Exercise task - Restate the whole listing word for word. Pictures are left out.

Source material -

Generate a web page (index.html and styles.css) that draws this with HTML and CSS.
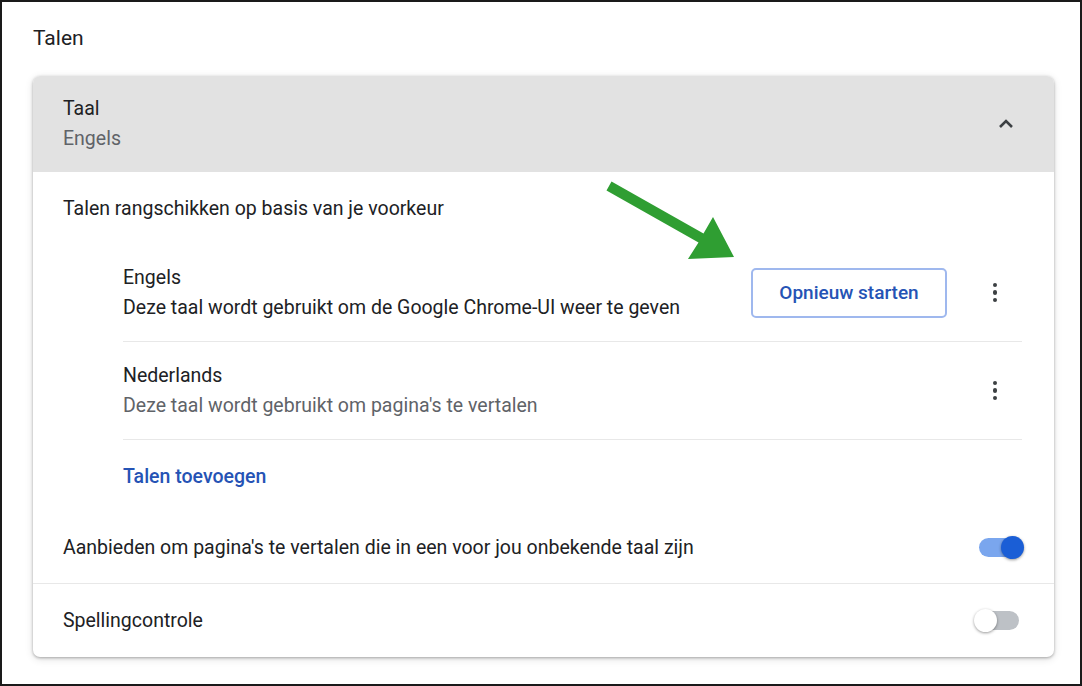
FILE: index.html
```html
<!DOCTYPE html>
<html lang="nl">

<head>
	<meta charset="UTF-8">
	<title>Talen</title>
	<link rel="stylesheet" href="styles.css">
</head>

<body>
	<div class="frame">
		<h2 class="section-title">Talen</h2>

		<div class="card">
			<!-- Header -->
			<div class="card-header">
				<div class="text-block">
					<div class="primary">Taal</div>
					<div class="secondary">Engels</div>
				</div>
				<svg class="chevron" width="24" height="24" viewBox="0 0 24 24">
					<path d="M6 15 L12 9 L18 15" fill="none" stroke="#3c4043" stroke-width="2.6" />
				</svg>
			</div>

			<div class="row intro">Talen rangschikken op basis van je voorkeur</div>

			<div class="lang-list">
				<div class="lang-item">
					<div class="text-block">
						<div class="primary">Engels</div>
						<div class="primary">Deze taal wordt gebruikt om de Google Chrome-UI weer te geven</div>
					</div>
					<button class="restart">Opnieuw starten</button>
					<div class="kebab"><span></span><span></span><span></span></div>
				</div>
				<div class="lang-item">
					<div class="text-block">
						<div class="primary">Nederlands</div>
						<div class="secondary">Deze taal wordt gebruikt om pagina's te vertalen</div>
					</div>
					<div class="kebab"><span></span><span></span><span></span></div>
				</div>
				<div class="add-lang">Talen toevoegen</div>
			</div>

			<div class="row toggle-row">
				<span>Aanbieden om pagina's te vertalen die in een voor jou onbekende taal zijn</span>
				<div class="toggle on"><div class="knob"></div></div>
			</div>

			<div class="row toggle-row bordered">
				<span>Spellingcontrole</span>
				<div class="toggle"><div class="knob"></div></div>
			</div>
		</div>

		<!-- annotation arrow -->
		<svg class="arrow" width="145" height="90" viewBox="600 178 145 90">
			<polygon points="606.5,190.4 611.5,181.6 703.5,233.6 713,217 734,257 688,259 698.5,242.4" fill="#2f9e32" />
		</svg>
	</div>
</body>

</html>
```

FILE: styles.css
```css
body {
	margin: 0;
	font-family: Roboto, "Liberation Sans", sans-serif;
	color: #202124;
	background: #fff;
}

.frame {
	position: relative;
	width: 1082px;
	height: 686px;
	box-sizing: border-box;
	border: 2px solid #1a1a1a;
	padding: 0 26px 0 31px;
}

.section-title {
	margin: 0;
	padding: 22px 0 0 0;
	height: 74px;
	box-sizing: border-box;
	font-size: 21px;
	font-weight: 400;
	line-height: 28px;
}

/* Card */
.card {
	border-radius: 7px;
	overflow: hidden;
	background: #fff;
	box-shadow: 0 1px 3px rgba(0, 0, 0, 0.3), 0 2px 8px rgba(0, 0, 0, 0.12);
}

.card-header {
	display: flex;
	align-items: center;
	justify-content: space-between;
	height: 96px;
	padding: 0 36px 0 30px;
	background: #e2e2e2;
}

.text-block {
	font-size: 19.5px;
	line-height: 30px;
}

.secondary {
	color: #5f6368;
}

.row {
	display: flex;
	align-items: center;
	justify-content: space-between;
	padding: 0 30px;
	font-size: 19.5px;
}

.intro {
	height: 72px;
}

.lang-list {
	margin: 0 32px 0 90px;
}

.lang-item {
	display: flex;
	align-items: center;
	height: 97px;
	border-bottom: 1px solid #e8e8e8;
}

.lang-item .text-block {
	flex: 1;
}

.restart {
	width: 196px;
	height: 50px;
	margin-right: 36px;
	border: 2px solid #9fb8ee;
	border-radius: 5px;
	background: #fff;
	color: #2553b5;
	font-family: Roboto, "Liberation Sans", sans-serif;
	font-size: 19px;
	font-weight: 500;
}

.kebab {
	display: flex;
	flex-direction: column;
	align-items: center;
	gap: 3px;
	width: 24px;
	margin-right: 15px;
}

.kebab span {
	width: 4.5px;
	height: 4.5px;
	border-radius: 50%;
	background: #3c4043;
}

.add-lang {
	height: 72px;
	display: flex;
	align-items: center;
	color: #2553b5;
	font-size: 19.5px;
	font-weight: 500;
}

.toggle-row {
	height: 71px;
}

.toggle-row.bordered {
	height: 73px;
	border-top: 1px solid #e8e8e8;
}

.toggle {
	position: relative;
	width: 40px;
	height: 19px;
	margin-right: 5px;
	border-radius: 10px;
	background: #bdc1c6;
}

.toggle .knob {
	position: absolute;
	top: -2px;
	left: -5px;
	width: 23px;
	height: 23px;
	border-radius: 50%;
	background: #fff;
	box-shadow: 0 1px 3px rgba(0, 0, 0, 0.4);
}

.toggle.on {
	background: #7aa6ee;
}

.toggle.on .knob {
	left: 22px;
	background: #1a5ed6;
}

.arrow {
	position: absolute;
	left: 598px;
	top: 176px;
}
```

Result -
Generate a web page (index.html and styles.css) that draws this with HTML and CSS.
FILE: index.html
```html
<!DOCTYPE html>
<html lang="nl">

<head>
	<meta charset="UTF-8">
	<title>Talen</title>
	<link rel="stylesheet" href="styles.css">
</head>

<body>
	<div class="frame">
		<h2 class="section-title">Talen</h2>

		<div class="card">
			<!-- Header -->
			<div class="card-header">
				<div class="text-block">
					<div class="primary">Taal</div>
					<div class="secondary">Engels</div>
				</div>
				<svg class="chevron" width="24" height="24" viewBox="0 0 24 24">
					<path d="M6 15 L12 9 L18 15" fill="none" stroke="#3c4043" stroke-width="2.6" />
				</svg>
			</div>

			<div class="row intro">Talen rangschikken op basis van je voorkeur</div>

			<div class="lang-list">
				<div class="lang-item">
					<div class="text-block">
						<div class="primary">Engels</div>
						<div class="primary">Deze taal wordt gebruikt om de Google Chrome-UI weer te geven</div>
					</div>
					<button class="restart">Opnieuw starten</button>
					<div class="kebab"><span></span><span></span><span></span></div>
				</div>
				<div class="lang-item">
					<div class="text-block">
						<div class="primary">Nederlands</div>
						<div class="secondary">Deze taal wordt gebruikt om pagina's te vertalen</div>
					</div>
					<div class="kebab"><span></span><span></span><span></span></div>
				</div>
				<div class="add-lang">Talen toevoegen</div>
			</div>

			<div class="row toggle-row">
				<span>Aanbieden om pagina's te vertalen die in een voor jou onbekende taal zijn</span>
				<div class="toggle on"><div class="knob"></div></div>
			</div>

			<div class="row toggle-row bordered">
				<span>Spellingcontrole</span>
				<div class="toggle"><div class="knob"></div></div>
			</div>
		</div>

		<!-- annotation arrow -->
		<svg class="arrow" width="145" height="90" viewBox="600 178 145 90">
			<polygon points="606.5,190.4 611.5,181.6 703.5,233.6 713,217 734,257 688,259 698.5,242.4" fill="#2f9e32" />
		</svg>
	</div>
</body>

</html>
```

FILE: styles.css
```css
body {
	margin: 0;
	font-family: Roboto, "Liberation Sans", sans-serif;
	color: #202124;
	background: #fff;
}

.frame {
	position: relative;
	width: 1082px;
	height: 686px;
	box-sizing: border-box;
	border: 2px solid #1a1a1a;
	padding: 0 26px 0 31px;
}

.section-title {
	margin: 0;
	padding: 22px 0 0 0;
	height: 74px;
	box-sizing: border-box;
	font-size: 21px;
	font-weight: 400;
	line-height: 28px;
}

/* Card */
.card {
	border-radius: 7px;
	overflow: hidden;
	background: #fff;
	box-shadow: 0 1px 3px rgba(0, 0, 0, 0.3), 0 2px 8px rgba(0, 0, 0, 0.12);
}

.card-header {
	display: flex;
	align-items: center;
	justify-content: space-between;
	height: 96px;
	padding: 0 36px 0 30px;
	background: #e2e2e2;
}

.text-block {
	font-size: 19.5px;
	line-height: 30px;
}

.secondary {
	color: #5f6368;
}

.row {
	display: flex;
	align-items: center;
	justify-content: space-between;
	padding: 0 30px;
	font-size: 19.5px;
}

.intro {
	height: 72px;
}

.lang-list {
	margin: 0 32px 0 90px;
}

.lang-item {
	display: flex;
	align-items: center;
	height: 97px;
	border-bottom: 1px solid #e8e8e8;
}

.lang-item .text-block {
	flex: 1;
}

.restart {
	width: 196px;
	height: 50px;
	margin-right: 36px;
	border: 2px solid #9fb8ee;
	border-radius: 5px;
	background: #fff;
	color: #2553b5;
	font-family: Roboto, "Liberation Sans", sans-serif;
	font-size: 19px;
	font-weight: 500;
}

.kebab {
	display: flex;
	flex-direction: column;
	align-items: center;
	gap: 3px;
	width: 24px;
	margin-right: 15px;
}

.kebab span {
	width: 4.5px;
	height: 4.5px;
	border-radius: 50%;
	background: #3c4043;
}

.add-lang {
	height: 72px;
	display: flex;
	align-items: center;
	color: #2553b5;
	font-size: 19.5px;
	font-weight: 500;
}

.toggle-row {
	height: 71px;
}

.toggle-row.bordered {
	height: 73px;
	border-top: 1px solid #e8e8e8;
}

.toggle {
	position: relative;
	width: 40px;
	height: 19px;
	margin-right: 5px;
	border-radius: 10px;
	background: #bdc1c6;
}

.toggle .knob {
	position: absolute;
	top: -2px;
	left: -5px;
	width: 23px;
	height: 23px;
	border-radius: 50%;
	background: #fff;
	box-shadow: 0 1px 3px rgba(0, 0, 0, 0.4);
}

.toggle.on {
	background: #7aa6ee;
}

.toggle.on .knob {
	left: 22px;
	background: #1a5ed6;
}

.arrow {
	position: absolute;
	left: 598px;
	top: 176px;
}
```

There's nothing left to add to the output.